Of course, the cocktails are spot on too: The savory Muffaletta (yes, like the sandwich) and Holy Triniti (a martini with celery, bell pepper, and pearl onion) are mind-bendingly delightful. Don’t miss the buttermilk pie for dessert, something Hedges has been turning out occasionally since Yacht Club first debuted as an island bar inside the Source in 2014.
Work & Class and Dayshift

- Location: 900 E. Hampden Ave., Englewood
- Cuisine: Southern and Mexican; breakfast
- Price: $–$$$
Chef-restaurateur Dana Rodriguez opened Work & Class in a RiNo shipping container in 2014, serving a compelling blend of Mexican and Southern braised meats and sides on a borderless mix-and-match menu. Just over a decade later, she’s unveiled a second version of the restaurant in Englewood, taking over the space that was previously the Feedery at Grow & Gather. The larger space still feels like Work & Class though, with its industrial-chic decor and large murals depicting factory scenes. The menu is almost identical too, but with Englewood exclusives like al pastor pork and a complete weekend brunch (the RiNo original only does brunch once a year, on New Year’s Day).
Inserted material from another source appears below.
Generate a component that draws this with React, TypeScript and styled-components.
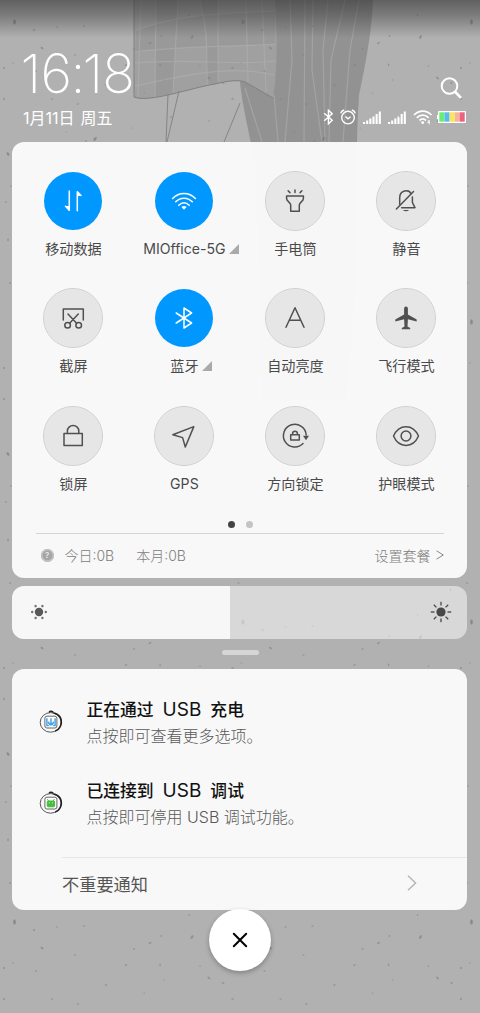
import React from "react";
import styled, { createGlobalStyle } from "styled-components";

const Global = createGlobalStyle`
  * { box-sizing: border-box; }
  body { margin: 0; background: #b0b0b0; }
`;

const cjk = `Inter, "Noto Sans CJK SC", sans-serif`;

const Screen = styled.main`
  position: relative;
  width: 480px;
  height: 1013px;
  padding-right: 1px;
  overflow: hidden;
  font-family: ${cjk};
  color: #4a4a4a;
  display: flex;
  flex-direction: column;
  align-items: center;
  isolation: isolate;
`;

const Backdrop = styled.svg`
  position: absolute;
  inset: 0;
  z-index: -1;
`;

const Header = styled.header`
  width: 100%;
  height: 142px;
  padding: 46px 13px 0 23px;
  display: flex;
  justify-content: space-between;
  color: #fff;
`;

const ClockColumn = styled.div`
  display: flex;
  flex-direction: column;
`;

const Clock = styled.div`
  height: 54px;
  margin-left: -2.5px;
  font: 200 54px/55px Inter, sans-serif;
  white-space: nowrap;
`;

const Glyph = styled.span<{ $track: number }>`
  letter-spacing: ${(p) => p.$track}px;
`;

const DateLine = styled.div`
  margin-top: 7px;
  font-size: 16px;
  line-height: 22px;
  word-spacing: 1.5px;
  white-space: pre;
`;

const StatusColumn = styled.div`
  display: flex;
  flex-direction: column;
  align-items: flex-end;
  padding-top: 31px;
`;

const SearchIcon = styled.svg`
  margin-right: 4px;
`;

const StatusRow = styled.div`
  display: flex;
  align-items: center;
  height: 20px;
  margin-top: 8px;
`;

const StatusIcon = styled.svg<{ $gap: number }>`
  margin-right: ${(p) => p.$gap}px;
`;

const Card = styled.section<{ $h: number }>`
  width: 455px;
  height: ${(p) => p.$h}px;
  flex: none;
  border-radius: 12px;
  background: rgba(250, 250, 250, 0.972);
`;

const Tiles = styled.div`
  display: grid;
  grid-template-columns: repeat(4, 111px);
  grid-auto-rows: 117.3px;
  padding: 29px 0 0 5.9px;
  height: 374px;
`;

const Tile = styled.div`
  display: flex;
  flex-direction: column;
  align-items: center;
`;

const Disc = styled.div<{ $on?: boolean }>`
  width: 60px;
  height: 60px;
  border-radius: 50%;
  border: 1px solid ${(p) => (p.$on ? "transparent" : "#cfcfcf")};
  background: ${(p) => (p.$on ? "#0098ff" : "#e6e6e6")};
  background-clip: padding-box;
  color: ${(p) => (p.$on ? "#fff" : "#505050")};
  display: flex;
  align-items: center;
  justify-content: center;
`;

const TileLabel = styled.div`
  position: relative;
  margin-top: 7px;
  font-size: 14.1px;
  line-height: 22px;
  white-space: nowrap;
`;

const Corner = styled.svg`
  position: absolute;
  left: 100%;
  top: 6px;
  margin-left: 3.5px;
`;

const Dots = styled.div`
  display: flex;
  justify-content: center;
  gap: 11px;
  padding: 4.5px 0 0 1px;
  height: 17px;
`;

const Dot = styled.i<{ $active?: boolean }>`
  width: 7px;
  height: 7px;
  border-radius: 50%;
  background: ${(p) => (p.$active ? "#444" : "#c4c4c4")};
`;

const Usage = styled.div`
  margin: 0 23.5px;
  height: 43px;
  border-top: 1px solid #d5d5d5;
  display: flex;
  align-items: center;
  padding: 0 0 0 5px;
  font-size: 14px;
  font-weight: 300;
  color: #808080;
`;

const Help = styled.span`
  width: 13px;
  height: 13px;
  border-radius: 50%;
  background: #a6a6a6;
  box-shadow: inset 0 0 0 1.5px #c4c4c4;
  color: #eee;
  font-size: 8px;
  font-weight: 500;
  line-height: 13px;
  text-align: center;
`;

const Amount = styled.span<{ $gap: number }>`
  margin-left: ${(p) => p.$gap}px;
`;

const PlanLink = styled.span`
  margin-left: auto;
  display: flex;
  align-items: center;
  gap: 5px;
`;

const Brightness = styled(Card)`
  margin-top: 8px;
  background: linear-gradient(90deg, #f7f7f7 218px, rgba(255, 255, 255, 0.5) 218px);
  display: flex;
  align-items: center;
  justify-content: space-between;
  padding: 0 15.5px 1px;
`;

const Handle = styled.div`
  width: 37px;
  height: 5px;
  border-radius: 3px;
  background: #d6d6d6;
  margin: 11px 0 14px 1px;
  flex: none;
`;

const Notifications = styled(Card)`
  padding-top: 28px;
`;

const Notice = styled.article`
  display: flex;
  height: 81.3px;
  padding-left: 27px;
`;

const NoticeIcon = styled.svg`
  margin: 12px 21.5px 0 0;
`;

const NoticeTitle = styled.h2`
  margin: 0;
  font-size: 16.8px;
  line-height: 26px;
  font-weight: 500;
  color: #111;
  word-spacing: 4.5px;
`;

const NoticeTitleLatin = styled.span`
  font-weight: 400;
  font-size: 19px;
  line-height: 20px;
`;

const NoticeBody = styled.p`
  margin: 0;
  font-size: 16px;
  line-height: 26px;
  font-weight: 300;
  color: #585858;
`;

const MoreRow = styled.div`
  margin: -3px 0 0 50px;
  height: 54px;
  border-top: 1px solid #e6e6e6;
  display: flex;
  align-items: center;
  justify-content: space-between;
  padding: 0 50px 2px 0;
  font-size: 17.2px;
  color: #555;
`;

const CloseButton = styled.button`
  width: 62px;
  height: 62px;
  flex: none;
  margin: -1px 0 0 1px;
  padding: 0;
  border: 0;
  border-radius: 50%;
  background: #fff;
  box-shadow: 0 2px 5px rgba(0, 0, 0, 0.28);
  display: flex;
  align-items: center;
  justify-content: center;
`;

const specks: [number, number, number, number, number][] = [
  [14.5, 22, 1.7, 4, 0], [34, 30, 0.9, 1.8, 10], [57, 27, 0.7, 1.6, 0], [84, 26, 0.8, 1.4, 0],
  [42, 48, 2, 1.1, 35], [75, 55, 0.7, 1.6, 10], [134, 49, 0.8, 1.6, 20], [150, 43, 2, 1, -35],
  [161, 36, 0.8, 1.4, 10], [189, 15, 0.7, 1.4, 0], [192, 37, 1.2, 3, 24], [160, 65, 0.7, 2, 0],
  [126, 65, 1.6, 0.9, -40], [200, 66, 1.1, 0.8, 0], [36, 71, 1.2, 1, 0], [13, 63, 0.7, 1, 0],
  [106, 85, 0.8, 2, -15], [209, 78, 2.2, 1, 45], [223, 83, 1.6, 1, 20], [164, 80, 0.6, 1.1, 0],
  [4, 99, 0.8, 1.9, 0], [52, 99, 0.7, 1.4, 0], [78, 104, 1.5, 0.8, -30], [144, 93, 0.6, 1.2, 0],
  [95, 139, 1.5, 3.3, 35], [86, 141, 0.8, 1.4, 0], [66, 132, 1, 0.7, 0], [132, 128, 0.9, 0.6, 0],
  [171, 117, 1, 1.6, 0], [209, 121, 0.8, 1, 0], [4, 68, 1, 1.5, 0], [8, 154, 1.5, 2.8, -30],
  [220, 160, 0.8, 2, 0], [11, 186, 0.8, 1.2, 0], [6, 202, 0.8, 1.4, 0], [225, 208, 1.4, 3, 10],
  [8, 240, 0.8, 2, 0], [221, 250, 1, 0.8, 0], [10, 283, 0.8, 1.6, 0], [222, 290, 0.8, 2, 0],
];

function Wallpaper() {
  return (
    <Backdrop width="480" height="1013" viewBox="0 0 480 1013">
      <defs>
        <pattern id="specks" width="228.5" height="300" patternUnits="userSpaceOnUse">
          {specks.map(([x, y, rx, ry, a], i) => (
            <ellipse key={i} cx={x} cy={y} rx={rx * 0.8} ry={ry * 0.7} transform={`rotate(${a} ${x} ${y})`} fill="#777" opacity=".68" />
          ))}
        </pattern>
        <linearGradient id="shade" x1="0" y1="0" x2="0" y2="1">
          <stop offset="0" stopColor="#333" stopOpacity=".64" />
          <stop offset=".4" stopColor="#333" stopOpacity=".42" />
          <stop offset="1" stopColor="#333" stopOpacity="0" />
        </linearGradient>
      </defs>
      <rect width="480" height="1013" fill="#b1b1b1" />
      <path d="M240 82 C243 110 249 130 256 170 L262 400 H345 C362 280 353 180 359 95 C366 62 372 30 373 0 H270Z" fill="#929292" />
      <path d="M150 220 L134 330 C105 360 110 410 120 390 L220 400 L190 220Z" fill="#a2a2a2" />
      <path d="M134 0 V97 C150 103 190 88 215 84 C230 80 240 80 245 82 L273 98 C278 70 277 30 275 0Z" fill="#a0a0a0" />
      <g fill="#8b8b8b" opacity=".3">
        <path d="M156 0 H178 L173 93 L155 97Z M200 0 H218 V83 L208 85 C205 60 210 40 200 0Z M136 30 C180 14 220 14 275 11 V44 C230 47 180 46 135 52Z" />
      </g>
      <path d="M134 0 V97 C150 103 190 88 215 84 C230 80 240 80 245 82 L273 98" fill="none" stroke="#808080" strokeWidth="1" />
      <g stroke="#b4b4b4" strokeWidth="1.2" fill="none" opacity=".5">
        <path d="M141 0 L138 97 M156 0 L155 97 M178 0 L173 93 M200 0 C210 40 205 60 208 85 M218 0 V82 M246 0 L248 82 M262 0 L266 92" />
        <path d="M136 30 C180 14 220 14 275 11 M135 52 C180 46 230 47 276 44 M135 63 C190 58 230 66 276 61 M135 86 C180 76 230 64 274 75" />
        <path d="M290 0 L292 60 L285 142 M305 0 L304 142 M313 0 L312 70 L322 142 M328 0 L323 50 L325 142 M345 0 L331 60 L329 142 M359 0 L350 50 L343 142 M245 88 L262 142 M274 95 L278 142" />
      </g>
      <path d="M168 94 L166 142 M179 91 L167 142 M240 103 L224 142" fill="none" stroke="#858585" strokeWidth="1" />
      <rect width="480" height="900" fill="url(#specks)" />
      <g transform="translate(0 900)">
        <rect width="480" height="113" fill="url(#specks)" />
      </g>
      <rect width="480" height="38" fill="url(#shade)" />
    </Backdrop>
  );
}

const icons: Record<string, React.ReactNode> = {
  data: (
    <>
      <path d="M-3.7 -10 V9.3 L-7.5 5.3 M4.3 9.8 V-9.3 L8 -5.5" />
      <path d="M-4 5 V9.8 L-8 5Z M4.6 -5 V-9.8 L8.6 -5Z" fill="currentColor" stroke="none" />
    </>
  ),
  wifi: (
    <>
      <path d="M-11.4 -2.6 C-5 -9.3 5 -9.3 11.4 -2.6 M-8.3 .8 C-3.5 -4 3.5 -4 8.3 .8 M-5.2 4.2 C-2 1.2 2 1.2 5.2 4.2" />
      <path d="M-2.6 6 Q0 3.9 2.6 6 L0 8.7Z" fill="currentColor" stroke="none" />
    </>
  ),
  torch: <path d="M-8.4 -5 H8.4 V-2.6 C8.4 .6 4.3 1 4.3 4 V10.3 H-4.3 V4 C-4.3 1 -8.4 .6 -8.4 -2.6Z M0 -11 V-8.4 M-6.9 -10.2 L-5.1 -8.4 M6.9 -10.2 L5.1 -8.4" />,
  mute: (
    <>
      <path d="M-6.3 3.3 V-3.2 C-6.3 -11 3 -12 5 -7.2 M6.4 -4 V1.5 L9 6.7 H-4.4" />
      <path d="M-9.6 8 L7.5 -9.5" />
      <path d="M-3.2 9 Q0 11.5 3.2 9Z" fill="currentColor" stroke="none" />
    </>
  ),
  shot: (
    <>
      <path d="M-9.7 2 V-9 H10.3 V2 M-5 -4 L3.6 5.2 M5.3 -4 L-3.4 5.2" />
      <circle cx="-5.4" cy="7.3" r="2.8" />
      <circle cx="5.7" cy="7.3" r="2.8" />
    </>
  ),
  bluetooth: <path d="M-7.8 -5 L7.6 5 L0 10 V-10 L7.6 -5 L-7.8 5" />,
  auto: <path d="M-9 9.3 L0 -10.3 L9 9.3 M-5.8 2.2 H5.8" />,
  plane: <path d="M0 -11.5 C1.5 -11.5 1.9 -10.3 1.9 -9 V-3.4 L10.7 1.6 V3.5 L1.9 1.3 L1.5 8.6 L4.2 10 V11.2 H-4.2 V10 L-1.5 8.6 L-1.9 1.3 L-10.7 3.5 V1.6 L-1.9 -3.4 V-9 C-1.9 -10.3 -1.5 -11.5 0 -11.5Z" fill="currentColor" stroke="none" />,
  lock: <path d="M-9 -2.4 H9.3 V9.6 H-9Z M-5.6 -2.4 V-5 A5.7 5.5 0 0 1 5.8 -5 V-2.4" />,
  gps: <path d="M9.8 -9.4 L-11.2 -1.3 L-1.4 1.6 L1.3 11Z" />,
  rotate: (
    <>
      <path d="M11.2 -1 A11.4 11.4 0 1 0 8 7.6 M-4.3 -1.2 H4.3 V4 H-4.3Z M-2.4 -1.2 V-2.4 A2.4 2.4 0 0 1 2.4 -2.4 V-1.2" />
      <path d="M8 -.2 H14 L11 4.3Z" fill="currentColor" stroke="none" />
    </>
  ),
  eye: (
    <>
      <path d="M-12.5 0 C-7 -12.5 7 -12.5 12.5 0 C7 12.5 -7 12.5 -12.5 0Z" />
      <circle r="4.9" />
    </>
  ),
};

function TileIcon({ name }: { name: string }) {
  return (
    <svg width="40" height="40" viewBox="-20 -20 40 40" fill="none" stroke="currentColor" strokeWidth="1.5" strokeLinejoin="round" strokeLinecap="round">
      {icons[name]}
    </svg>
  );
}

const tiles: { icon: string; label: string; on?: boolean; more?: boolean }[] = [
  { icon: "data", label: "移动数据", on: true },
  { icon: "wifi", label: "MIOffice-5G", on: true, more: true },
  { icon: "torch", label: "手电筒" },
  { icon: "mute", label: "静音" },
  { icon: "shot", label: "截屏" },
  { icon: "bluetooth", label: "蓝牙", on: true, more: true },
  { icon: "auto", label: "自动亮度" },
  { icon: "plane", label: "飞行模式" },
  { icon: "lock", label: "锁屏" },
  { icon: "gps", label: "GPS" },
  { icon: "rotate", label: "方向锁定" },
  { icon: "eye", label: "护眼模式" },
];

function Signal() {
  return (
    <StatusIcon $gap={7} width="18" height="13" viewBox="0 0 18 13" fill="#fff">
      {[2, 3.5, 5.5, 7.5, 10, 12.5].map((h, i) => (
        <rect key={h} x={i * 3.15} y={13 - h} width="2.1" height={h} />
      ))}
    </StatusIcon>
  );
}

function Sun({ full }: { full?: boolean }) {
  const angles = full ? [0, 45, 90, 135, 180, 225, 270, 315] : [0, 60, 120, 180, 240, 300];
  return (
    <svg width="22" height="22" viewBox="-11 -11 22 22" fill={full ? "#484848" : "#585858"}>
      <circle r={full ? 4.6 : 4.2} />
      {angles.map((a) =>
        full ? (
          <rect key={a} x="6.5" y="-.65" width="3.7" height="1.3" transform={`rotate(${a})`} />
        ) : (
          <circle key={a} cx="6.8" r="1.2" transform={`rotate(${a})`} opacity=".85" />
        )
      )}
    </svg>
  );
}

function Badge({ color, children }: { color: string; children: React.ReactNode }) {
  return (
    <NoticeIcon width="26" height="26" viewBox="0 0 26 26" fill="none">
      <ellipse cx="11.6" cy="13.4" rx="10.4" ry="9.8" stroke="#444" strokeWidth=".9" />
      <path d="M14.5 4 C20.5 4.8 23.5 10 22 15.7 C21 19.2 18.5 21.2 16 22.1" stroke="#222" strokeWidth="1.5" />
      <path d="M10 3.3 C11 1.8 13.5 2 14.4 3.7" stroke="#222" strokeWidth="1.4" />
      <rect x="5.9" y="7.2" width="12" height="11.8" rx="2" fill="#fff" stroke="#666" strokeWidth="1" />
      <g stroke={color} fill={color} transform="translate(-.7 .4)">{children}</g>
    </NoticeIcon>
  );
}

export default function App() {
  return (
    <Screen>
      <Global />
      <Wallpaper />
      <Header>
        <ClockColumn>
          <Clock>
            <Glyph $track={-0.5}>1</Glyph>
            <Glyph $track={-1.5}>6</Glyph>
            <Glyph $track={-3}>:</Glyph>
            <Glyph $track={-0.8}>1</Glyph>
            <Glyph $track={0}>8</Glyph>
          </Clock>
          <DateLine>1月11日 周五</DateLine>
        </ClockColumn>
        <StatusColumn>
          <SearchIcon width="22" height="22" viewBox="0 0 22 22" fill="none" stroke="#fff" strokeWidth="2">
            <circle cx="9.5" cy="9" r="7.8" />
            <path d="M14.8 14.5 L21 20.8" strokeWidth="2.6" />
          </SearchIcon>
          <StatusRow>
            <StatusIcon $gap={7} width="10" height="16" viewBox="0 0 10 16" fill="none" stroke="#fff" strokeWidth="1.4">
              <path d="M1.2 4.2 L9.2 11.3 L5.4 14.8 V1.2 L9.2 4.7 L1.2 11.8" />
            </StatusIcon>
            <StatusIcon $gap={7} width="16" height="16" viewBox="0 0 16 16" fill="none" stroke="#fff" strokeWidth="1.4">
              <circle cx="8" cy="8.6" r="6.3" />
              <path d="M.7 4.2 Q1.5 1.7 4.2 1 M15.3 4.2 Q14.5 1.7 11.8 1 M5.5 7.5 L8 9.8 L10.6 7.8" />
            </StatusIcon>
            <Signal />
            <Signal />
            <StatusIcon $gap={4} width="20" height="16" viewBox="0 0 20 16" fill="none" stroke="#fff" strokeWidth="1.8">
              <path d="M1 6 C6 .7 13.5 .7 18.5 6 M3.8 8.8 C7.3 5.2 12.2 5.2 15.7 8.8 M6.5 11.5 C8.6 9.5 11 9.5 13 11.5" />
              <circle cx="9.7" cy="13.4" r="1.5" fill="#fff" stroke="none" />
              <path d="M15.8 11 L14.6 13.5 H17 M16.2 11 V15.5" strokeWidth=".8" />
            </StatusIcon>
            <svg width="29" height="12" viewBox="0 0 29 12">
              <rect x="0" y="4" width="2" height="4" fill="#fff" />
              <rect x="1" y="0" width="28" height="12" rx="1" fill="#fff" />
              <rect x="2.3" y="1.3" width="5.3" height="9.4" fill="#69ee75" />
              <rect x="7.6" y="1.3" width="5" height="9.4" fill="#5ab9f5" />
              <rect x="12.6" y="1.3" width="5.2" height="9.4" fill="#f8e75c" />
              <rect x="17.8" y="1.3" width="4.9" height="9.4" fill="#fab39a" />
              <rect x="22.7" y="1.3" width="5" height="9.4" fill="#ea6480" />
            </svg>
          </StatusRow>
        </StatusColumn>
      </Header>

      <Card $h={435.5}>
        <Tiles>
          {tiles.map((t) => (
            <Tile key={t.icon}>
              <Disc $on={t.on}>
                <TileIcon name={t.icon} />
              </Disc>
              <TileLabel>
                {t.label}
                {t.more && (
                  <Corner width="10" height="10" viewBox="0 0 10 10">
                    <path d="M0 10 L10 0 V10Z" fill="#aaa" />
                  </Corner>
                )}
              </TileLabel>
            </Tile>
          ))}
        </Tiles>
        <Dots>
          <Dot $active />
          <Dot />
        </Dots>
        <Usage>
          <Help>?</Help>
          <Amount $gap={11}>今日:0B</Amount>
          <Amount $gap={22}>本月:0B</Amount>
          <PlanLink>
            设置套餐
            <svg width="8" height="10" viewBox="0 0 8 10" fill="none" stroke="#888" strokeWidth="1">
              <path d="M.5 .8 L7.3 5 L.5 9.2" />
            </svg>
          </PlanLink>
        </Usage>
      </Card>

      <Brightness $h={53.5}>
        <Sun />
        <Sun full />
      </Brightness>
      <Handle />

      <Notifications $h={241}>
        <Notice>
          <Badge color="#3d9fe8">
            <path d="M8.6 8.8 V16.2 H10.6 M16.8 8.8 V16.2 H14.8 M12.7 8.8 V16 M10.2 12.2 Q10.5 15 12.7 15.5 Q14.9 15 15.2 12.2" fill="none" strokeWidth="1.4" />
          </Badge>
          <div>
            <NoticeTitle>正在通过 <NoticeTitleLatin>USB</NoticeTitleLatin> 充电</NoticeTitle>
            <NoticeBody>点按即可查看更多选项。</NoticeBody>
          </div>
        </Notice>
        <Notice>
          <Badge color="#45bd3c">
            <path d="M9 8.8 L10.4 10.6 M16 8.8 L14.8 10.6" />
            <rect x="8.9" y="10.6" width="7.4" height="5.8" rx="1" />
            <path d="M10.5 12.5 H11.3 M13.6 12.5 H14.4" stroke="#fff" />
          </Badge>
          <div>
            <NoticeTitle>已连接到 <NoticeTitleLatin>USB</NoticeTitleLatin> 调试</NoticeTitle>
            <NoticeBody>点按即可停用 USB 调试功能。</NoticeBody>
          </div>
        </Notice>
        <MoreRow>
          不重要通知
          <svg width="10" height="16" viewBox="0 0 10 16" fill="none" stroke="#b5b5b5" strokeWidth="1.4">
            <path d="M1 .8 L8.6 8 L1 15.2" />
          </svg>
        </MoreRow>
      </Notifications>

      <CloseButton aria-label="关闭">
        <svg width="16" height="16" viewBox="0 0 16 16" stroke="#000" strokeWidth="2" strokeLinecap="round">
          <path d="M1.8 1.8 L14.2 14.2 M14.2 1.8 L1.8 14.2" />
        </svg>
      </CloseButton>
    </Screen>
  );
}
Completely new is Dayshift, a full coffee bar and breakfast cafe in a separate space off the Work & Class dining room. Expect breakfast burritos and sandwiches, plus a few skillet hashes that take advantage of the produce and hydroponic greens still grown by Grow & Gather founder George Gastis. “I used to serve breakfast once a year and now I’m doing it every f****** day,” Rodriguez says. We’re glad we can get her cooking any time of day.